Crude oil prices increased in 2021 as increasing COVID-19 vaccination rates, loosening pandemic-related restrictions, and a growing economy resulted in global petroleum demand rising faster than petroleum supply. The spot price of Brent crude oil, a global benchmark, started the year at $50 per barrel (b) and increased to a high of $86/b in late October before declining in the final weeks of the year.
Brent’s 2021 annual average of $71/b is the highest in the past three years. The price of West Texas Intermediate (WTI) crude oil traced a similar pattern to Brent and averaged $3/b less than Brent in 2021.

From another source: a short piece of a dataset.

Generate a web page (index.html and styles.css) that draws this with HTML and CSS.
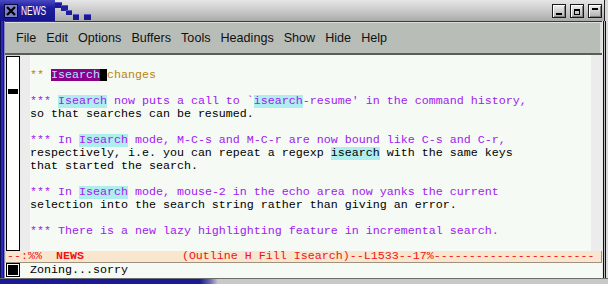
FILE: index.html
```html
<!DOCTYPE html>
<html lang="en">
<head>
    <meta charset="UTF-8">
    <title>NEWS - Emacs</title>
    <link rel="stylesheet" href="styles.css">
</head>
<body>
    <div class="window">
        <div class="titlebar">
            <div class="title-tab">
                <svg class="win-icon" width="14" height="14" viewBox="0 0 14 14">
                    <rect x="0.5" y="0.5" width="13" height="13" fill="#7c82c8" stroke="#0a0a40"/>
                    <path d="M3 3 L11 11 M11 3 L3 11" stroke="#000" stroke-width="2.2"/>
                </svg>
                <span class="title">NEWS</span>
            </div>
            <svg class="steps" width="40" height="21" viewBox="0 0 40 21">
                <rect x="0" y="2" width="7" height="6" fill="#1c1c9a"/>
                <rect x="6" y="5" width="7" height="6" fill="#22229e"/>
                <rect x="11" y="10" width="6" height="5" fill="#1c1c96"/>
                <rect x="18" y="14" width="6" height="6" fill="#1a1a90"/>
                <rect x="29" y="14" width="7" height="6" fill="#1a1a90"/>
                <rect x="0" y="2" width="7" height="1" fill="#5858c8"/>
                <rect x="6" y="5" width="7" height="1" fill="#5858c8"/>
                <rect x="11" y="10" width="6" height="1" fill="#5858c8"/>
                <rect x="18" y="14" width="6" height="1" fill="#5858c8"/>
                <rect x="29" y="14" width="7" height="1" fill="#5858c8"/>
            </svg>
            <div class="title-fill"></div>
            <div class="wbtns">
                <span class="wbtn"><span class="ico-min"></span></span>
                <span class="wbtn"><span class="ico-max"></span></span>
                <span class="wbtn"><span class="ico-shade"></span></span>
            </div>
        </div>
        <div class="frame">
            <div class="frame-left"></div>
            <div class="frame-body">
                <div class="menubar">
                    <span>File</span>
                    <span>Edit</span>
                    <span>Options</span>
                    <span>Buffers</span>
                    <span>Tools</span>
                    <span>Headings</span>
                    <span>Show</span>
                    <span>Hide</span>
                    <span>Help</span>
                </div>
                <div class="editor">
                    <div class="scrollbar"><div class="thumb"></div></div>
                    <div class="fringe"></div>
                    <div class="buffer">
                        <div class="ln"> </div>
                        <div class="ln h">** <span class="isr">Isearch</span><span class="cur"> </span>changes</div>
                        <div class="ln"> </div>
                        <div class="ln p">*** <span class="lz">Isearch</span> now puts a call to `<span class="lz">isearch</span>-resume' in the command history,</div>
                        <div class="ln">so that searches can be resumed.</div>
                        <div class="ln"> </div>
                        <div class="ln p">*** In <span class="lz">Isearch</span> mode, M-C-s and M-C-r are now bound like C-s and C-r,</div>
                        <div class="ln">respectively, i.e. you can repeat a regexp <span class="lz">isearch</span> with the same keys</div>
                        <div class="ln">that started the search.</div>
                        <div class="ln"> </div>
                        <div class="ln p">*** In <span class="lz">Isearch</span> mode, mouse-2 in the echo area now yanks the current</div>
                        <div class="ln">selection into the search string rather than giving an error.</div>
                        <div class="ln"> </div>
                        <div class="ln p">*** There is a new lazy highlighting feature in incremental search.</div>
                    </div>
                    <div class="fringe fringe-right"></div>
                </div>
                <div class="modeline">--:%%  <b>NEWS</b>              (Outline H Fill Isearch)--L1533--17%-----------------------</div>
                <div class="minibuf">
                    <div class="mbox"><div class="mbox-fill"></div></div>
                    <div class="mtext">Zoning...sorry</div>
                </div>
            </div>
            <div class="frame-right"></div>
        </div>
        <div class="frame-bottom"></div>
    </div>
</body>
</html>
```

FILE: styles.css
```css
body {
    margin: 0;
    background: #e0e0e0;
    overflow: hidden;
}
.window {
    width: 608px;
    height: 284px;
    display: flex;
    flex-direction: column;
}

/* title bar */
.titlebar {
    height: 21px;
    flex-shrink: 0;
    display: flex;
    background: linear-gradient(#e6e6e6, #c4c4c4 60%, #aaaaaa);
    box-shadow: inset -3px 0 0 #d8d8d8, inset -4px 0 0 #202020;
}
.title-tab {
    width: 55px;
    flex-shrink: 0;
    display: flex;
    align-items: center;
    background: linear-gradient(#4a4ac4, #1e1ea2 35%, #14148a);
}
.win-icon {
    margin-left: 4px;
    flex-shrink: 0;
}
.title {
    display: inline-block;
    margin-left: 3px;
    color: #fff;
    font-family: "Liberation Sans", sans-serif;
    font-size: 12px;
    transform: scaleX(0.7);
    transform-origin: left center;
}
.steps {
    flex-shrink: 0;
}
.title-fill {
    flex: 1;
}
.wbtns {
    display: flex;
    gap: 4px;
    padding: 4px 6px 0 0;
}
.wbtn {
    width: 12px;
    height: 12px;
    border: 1px solid #1a1a1a;
    background: linear-gradient(#f0f0f0, #b0b0b0);
    box-shadow: inset 1px 1px 0 #fff, inset -1px -1px 0 #808080;
    position: relative;
}
.ico-min {
    position: absolute;
    left: 3px;
    top: 8px;
    width: 6px;
    height: 2px;
    background: #000;
}
.ico-max {
    position: absolute;
    left: 3px;
    top: 4px;
    width: 4px;
    height: 3px;
    border: 1px solid #000;
    border-top-width: 2px;
}
.ico-shade {
    position: absolute;
    left: 3px;
    top: 3px;
    width: 6px;
    height: 2px;
    background: #000;
}

/* frame */
.frame {
    flex: 1;
    min-height: 0;
    display: flex;
}
.frame-left {
    width: 5px;
    flex-shrink: 0;
    background: linear-gradient(to right, #0c0c50 0 1px, #2a2ac0 1px 3px, #14148a 3px 4px, #8888b8 4px);
}
.frame-right {
    width: 6px;
    flex-shrink: 0;
    background: linear-gradient(to right, #e8e8e8 0 1px, #111 1px 2px, #bdbdbd 2px 3px, #111 3px 4px, #dcdcdc 4px);
}
.frame-body {
    flex: 1;
    min-width: 0;
    display: flex;
    flex-direction: column;
    background: #d6d6d6;
}
.frame-bottom {
    height: 5px;
    flex-shrink: 0;
    border-top: 1px solid #6c6c6c;
    background: linear-gradient(to right, #1a1a96 0, #1a1a96 200px, #6a6ab0 210px, #c8c8c8 218px);
}

/* menu bar */
.menubar {
    height: 31px;
    flex-shrink: 0;
    display: flex;
    align-items: center;
    gap: 10px;
    padding-left: 11px;
    background: #b9bdb8;
    border-top: 1px solid #3a3a3a;
    border-bottom: 2px solid #5a5c5a;
    box-shadow: inset 0 1px 0 #dcdedc, inset -2px 0 0 #dcdedc;
    font-family: "Liberation Sans", sans-serif;
    font-size: 12.6px;
    color: #111;
}

/* editor window */
.editor {
    height: 196px;
    flex-shrink: 0;
    display: flex;
    padding-left: 1px;
}
.scrollbar {
    width: 12px;
    margin-top: 1px;
    height: 193px;
    border: 1px solid #000;
    background: #fff;
    flex-shrink: 0;
}
.thumb {
    width: 10px;
    height: 5px;
    margin: 32px 0 0 1px;
    background: #000;
}
.fringe {
    width: 10px;
    background: #ececec;
    flex-shrink: 0;
}
.fringe-right {
    width: 11px;
}
.buffer {
    flex: 1;
    min-width: 0;
    background: #f5faf5;
    padding-top: 1px;
    overflow: hidden;
    font-family: "Liberation Mono", monospace;
    font-size: 11.67px;
    color: #000;
}
.ln {
    height: 13px;
    line-height: 13px;
    white-space: pre;
}
.h {
    color: #b8860b;
}
.p {
    color: #a020f0;
}
.isr {
    display: inline-block;
    height: 12px;
    background: #8b008b;
    color: #b0e2ff;
}
.cur {
    display: inline-block;
    height: 12px;
    background: #000;
}
.lz {
    display: inline-block;
    height: 13px;
    background: #afeeee;
}

/* mode line */
.modeline {
    height: 12px;
    flex-shrink: 0;
    box-sizing: border-box;
    line-height: 11px;
    margin-left: 1px;
    padding-left: 1px;
    background: #f8e6cf;
    border-bottom: 1px solid #a09080;
    border-right: 1px solid #a09080;
    white-space: pre;
    font-family: "Liberation Mono", monospace;
    font-size: 11.67px;
    color: #f01414;
}
.modeline b {
    font-weight: bold;
}

/* minibuffer */
.minibuf {
    height: 15px;
    flex-shrink: 0;
    display: flex;
    padding-left: 1px;
    background: #f5faf5;
}
.mbox {
    width: 12px;
    height: 12px;
    border: 1px solid #000;
    background: #fff;
    flex-shrink: 0;
}
.mbox-fill {
    width: 10px;
    height: 10px;
    margin: 1px;
    background: #000;
}
.mtext {
    margin-left: 10px;
    line-height: 14px;
    font-family: "Liberation Mono", monospace;
    font-size: 11.67px;
    color: #000;
    white-space: pre;
}
```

Global petroleum production increased more slowly than demand, driving higher prices. The slower increase in production was mostly attributable to OPEC+ crude oil production cuts that started in late 2020. OPEC and other countries, such as Russia, that coordinate production with OPEC (referred to as OPEC+) announced in December 2020 that they would continue to limit production increases throughout 2021 to support higher crude oil prices.
Source: Graph by the U.S. Energy Information Administration, based on data from Refinitiv
According to our December 2021 Short-Term Energy Outlook (STEO) estimates, U.S. crude oil production in 2021 decreased by 0.1 million barrels per day (b/d) from 2020 and by 1.1 million b/d from 2019. Cold weather in February and hurricanes in August contributed to this decrease, but it also was a result of the decline in investment among U.S. oil producers since mid-2020.
Increasing demand and lower supply of crude oil resulted in consistent global petroleum and liquid fuels inventory withdrawals from February through December and contributed to increasing crude oil prices. The largest inventory draw was in February, when Saudi Arabia imposed a cut of 1.0 million b/d on its production, and the United States experienced extremely cold weather that led to well freeze-offs and a 1.3 million b/d decline in crude oil production.
Withdrawals were also high in June, one month before OPEC+ announced it would begin increasing crude oil production each month. We estimated in our December 2021 STEO that petroleum inventories decreased by 469 million barrels globally in 2021—likely the largest annual inventory withdrawal since 2007.